By The Bedan Herald | August 26, 2024
By The Bedan Herald | August 26, 2024
ACCOUNTABILITY is a foreground of public service and governance. Its purpose is to regulate political power and ensure its predictability by restraining its arbitrary nature. Thus, those in power and who serve society should have a sense of responsibility to uphold such core values in governance.
A recent case by the Alabang Hills Village Association (AHVA) and San Beda College-Alabang (SBCA) regarding the traffic dispute went public. Residents are expressing their frustrations with traffic congestion along Don Manolo Boulevard, where SBCA is located. On the other hand, SBCA issued a statement about the car sticker policy of the village—including the dissemination of a certain flyer with statements regarding the authority of AHVA to collect fees for road maintenance and the “NO AHVA STICKER, NO ID, NO ENTRY.”
The implications of such a feud are far-reaching. To students and faculty, these restrictions create unnecessary hindrances to accessing their place of learning. For residents, it introduces an unwelcome source of division in a place of a shared community. Yet, the most alarming point of the issue is the silence and inaction from the Muntinlupa Local Government Unit (LGU). The fact that no intervention or guidance on the part of the local authorities has been extended to resolve this dispute must, therefore, seriously call into question issues of accountability and governance.
"It's a private matter," said Mayor Ruffy Biazon to Bilyonaryo.com, a digital news platform. Although the local government tried to intervene by convening a city council hearing to tackle the issue. However, only one hearing has been conducted to date.
With such an issue, the LGU should be stepping in to resolve it. Even though Don Manolo Blvd. is situated inside a private village, roads are utilized by the public (e.g., residents and students, among others) and should, therefore, be regarded as a ‘public good.’ The gridlock is not just a mere inconvenience: "Where is the LGU in all of this? What measures are being taken to ensure that public roads remain accessible and that traffic management is addressed comprehensively?"
Public roads, like Don Manolo Blvd., are not part of the patrimonial property of each locality; they are part of the public domain, whose purpose includes facilitating movement, commerce, and social contact. In fact, to narrow access sharply does the reverse, creating a bad precedent for doing so, apparently arbitrarily and discriminately, in the worst cases. It implies that the common good should be sacrificed for private interest and that public governance should be short-circuited for the powerful few.
Not to mention, there is an existing issue already with the traffic along Don Manolo Blvd. that has plagued the area for years—such a problem is tantamount to other schools inside private subdivisions or villages—isn't this something that should be collectively acted upon even before?
Governance is about maintaining balance and protecting the rights and needs of all the citizens involved rather than of only a few. Not intervening earlier in mediating this dispute to check on the resulting traffic problem points to a glaring failure to perform the responsibilities entrusted to our local leaders.

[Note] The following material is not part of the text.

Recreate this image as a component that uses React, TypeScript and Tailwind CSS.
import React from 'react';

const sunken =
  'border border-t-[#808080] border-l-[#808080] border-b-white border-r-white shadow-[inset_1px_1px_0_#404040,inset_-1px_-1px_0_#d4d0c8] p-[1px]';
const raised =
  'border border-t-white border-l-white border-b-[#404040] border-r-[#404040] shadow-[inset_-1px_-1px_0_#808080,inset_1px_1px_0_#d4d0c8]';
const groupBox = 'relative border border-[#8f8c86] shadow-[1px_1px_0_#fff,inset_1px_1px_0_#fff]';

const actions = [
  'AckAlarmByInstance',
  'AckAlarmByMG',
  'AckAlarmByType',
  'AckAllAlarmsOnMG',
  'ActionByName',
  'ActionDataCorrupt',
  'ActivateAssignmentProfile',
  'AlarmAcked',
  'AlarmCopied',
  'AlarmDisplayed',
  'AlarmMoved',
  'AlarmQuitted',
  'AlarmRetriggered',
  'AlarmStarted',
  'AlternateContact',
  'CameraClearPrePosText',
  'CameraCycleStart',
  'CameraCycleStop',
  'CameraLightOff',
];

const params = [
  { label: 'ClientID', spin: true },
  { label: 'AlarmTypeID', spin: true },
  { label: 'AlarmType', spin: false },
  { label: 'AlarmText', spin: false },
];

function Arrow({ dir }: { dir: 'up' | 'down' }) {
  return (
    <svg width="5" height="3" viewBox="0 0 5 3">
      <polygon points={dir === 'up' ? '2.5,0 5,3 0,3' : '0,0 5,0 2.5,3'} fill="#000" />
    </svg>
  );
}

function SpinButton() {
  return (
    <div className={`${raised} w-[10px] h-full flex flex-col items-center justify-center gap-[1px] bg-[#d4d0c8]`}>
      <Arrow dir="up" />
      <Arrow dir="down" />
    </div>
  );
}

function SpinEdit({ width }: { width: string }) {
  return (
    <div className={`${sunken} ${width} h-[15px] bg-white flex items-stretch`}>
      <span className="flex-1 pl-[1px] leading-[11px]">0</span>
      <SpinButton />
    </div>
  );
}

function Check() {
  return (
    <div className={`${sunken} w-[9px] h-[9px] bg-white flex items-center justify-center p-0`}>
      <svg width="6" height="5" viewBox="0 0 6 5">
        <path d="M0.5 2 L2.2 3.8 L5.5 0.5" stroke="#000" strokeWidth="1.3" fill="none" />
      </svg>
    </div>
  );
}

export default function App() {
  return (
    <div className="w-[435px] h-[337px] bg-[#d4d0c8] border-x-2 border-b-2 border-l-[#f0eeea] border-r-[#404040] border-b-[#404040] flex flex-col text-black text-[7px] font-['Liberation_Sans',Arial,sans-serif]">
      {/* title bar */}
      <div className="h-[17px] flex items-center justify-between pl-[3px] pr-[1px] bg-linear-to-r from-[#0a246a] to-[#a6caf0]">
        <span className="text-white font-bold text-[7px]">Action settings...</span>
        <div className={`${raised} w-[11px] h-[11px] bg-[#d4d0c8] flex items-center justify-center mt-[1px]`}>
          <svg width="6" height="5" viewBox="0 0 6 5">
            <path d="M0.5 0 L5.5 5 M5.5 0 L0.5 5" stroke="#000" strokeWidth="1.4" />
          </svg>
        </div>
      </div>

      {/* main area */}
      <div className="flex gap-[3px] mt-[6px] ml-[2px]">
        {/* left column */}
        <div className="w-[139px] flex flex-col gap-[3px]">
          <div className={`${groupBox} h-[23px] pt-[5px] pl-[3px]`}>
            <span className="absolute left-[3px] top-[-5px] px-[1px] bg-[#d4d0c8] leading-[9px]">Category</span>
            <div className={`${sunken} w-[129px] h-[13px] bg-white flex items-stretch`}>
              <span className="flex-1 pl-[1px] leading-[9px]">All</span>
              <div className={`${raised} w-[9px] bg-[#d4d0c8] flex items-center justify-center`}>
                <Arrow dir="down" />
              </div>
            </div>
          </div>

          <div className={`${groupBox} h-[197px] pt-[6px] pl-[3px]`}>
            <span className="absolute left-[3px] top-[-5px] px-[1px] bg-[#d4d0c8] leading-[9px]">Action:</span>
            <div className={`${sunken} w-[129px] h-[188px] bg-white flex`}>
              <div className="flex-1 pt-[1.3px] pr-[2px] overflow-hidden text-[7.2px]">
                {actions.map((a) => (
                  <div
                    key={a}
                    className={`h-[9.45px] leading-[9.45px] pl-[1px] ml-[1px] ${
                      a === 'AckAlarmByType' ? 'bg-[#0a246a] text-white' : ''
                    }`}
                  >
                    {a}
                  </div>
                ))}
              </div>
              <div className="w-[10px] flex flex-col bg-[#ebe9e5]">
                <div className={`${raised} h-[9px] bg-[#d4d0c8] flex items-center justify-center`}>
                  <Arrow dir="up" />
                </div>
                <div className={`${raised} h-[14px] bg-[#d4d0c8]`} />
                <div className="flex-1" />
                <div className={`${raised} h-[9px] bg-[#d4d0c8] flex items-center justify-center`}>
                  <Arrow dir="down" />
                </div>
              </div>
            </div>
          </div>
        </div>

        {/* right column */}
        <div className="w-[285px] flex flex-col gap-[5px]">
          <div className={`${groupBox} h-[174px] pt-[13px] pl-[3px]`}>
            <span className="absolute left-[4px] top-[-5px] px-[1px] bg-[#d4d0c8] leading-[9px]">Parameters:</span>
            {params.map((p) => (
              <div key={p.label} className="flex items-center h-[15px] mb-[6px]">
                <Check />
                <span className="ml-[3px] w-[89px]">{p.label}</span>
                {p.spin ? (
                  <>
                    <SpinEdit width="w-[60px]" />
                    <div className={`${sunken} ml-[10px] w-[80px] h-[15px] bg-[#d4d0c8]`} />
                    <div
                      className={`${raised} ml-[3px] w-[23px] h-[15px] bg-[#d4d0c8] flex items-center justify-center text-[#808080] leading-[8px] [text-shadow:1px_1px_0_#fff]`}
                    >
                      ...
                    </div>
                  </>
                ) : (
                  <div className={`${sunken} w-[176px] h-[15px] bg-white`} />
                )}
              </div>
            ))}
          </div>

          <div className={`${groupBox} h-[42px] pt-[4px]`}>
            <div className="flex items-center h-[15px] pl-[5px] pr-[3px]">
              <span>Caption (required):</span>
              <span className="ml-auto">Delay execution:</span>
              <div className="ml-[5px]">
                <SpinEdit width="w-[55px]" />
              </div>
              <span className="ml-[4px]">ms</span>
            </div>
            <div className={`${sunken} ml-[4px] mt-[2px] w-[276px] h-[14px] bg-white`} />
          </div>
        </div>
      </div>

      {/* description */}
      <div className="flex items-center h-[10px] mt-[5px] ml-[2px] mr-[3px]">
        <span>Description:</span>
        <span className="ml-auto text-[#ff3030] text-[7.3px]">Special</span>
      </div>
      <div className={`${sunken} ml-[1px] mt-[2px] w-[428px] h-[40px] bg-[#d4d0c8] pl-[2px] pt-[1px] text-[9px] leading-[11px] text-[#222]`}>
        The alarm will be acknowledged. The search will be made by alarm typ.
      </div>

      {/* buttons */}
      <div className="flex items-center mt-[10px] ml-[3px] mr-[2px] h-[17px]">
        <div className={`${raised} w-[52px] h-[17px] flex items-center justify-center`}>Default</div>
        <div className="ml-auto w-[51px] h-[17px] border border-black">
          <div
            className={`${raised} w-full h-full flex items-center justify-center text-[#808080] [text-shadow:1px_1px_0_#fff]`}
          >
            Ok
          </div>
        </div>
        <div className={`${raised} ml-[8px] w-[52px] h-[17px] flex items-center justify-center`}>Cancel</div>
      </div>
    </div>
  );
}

As a community, we should not build fences, either literal or figurative, especially along public roads. The LGU should live up to its promise of being the people's arbiter and protector of public interest. It is high time that Muntinlupa’s leaders promptly resolve these kinds of disputes, and create a more responsive traffic management system.
The same goes with AHVA and SBCA; their roles extend to constructively engaging the need for a compromise that must address the needs of all stakeholders: residents, or even the Bedan community.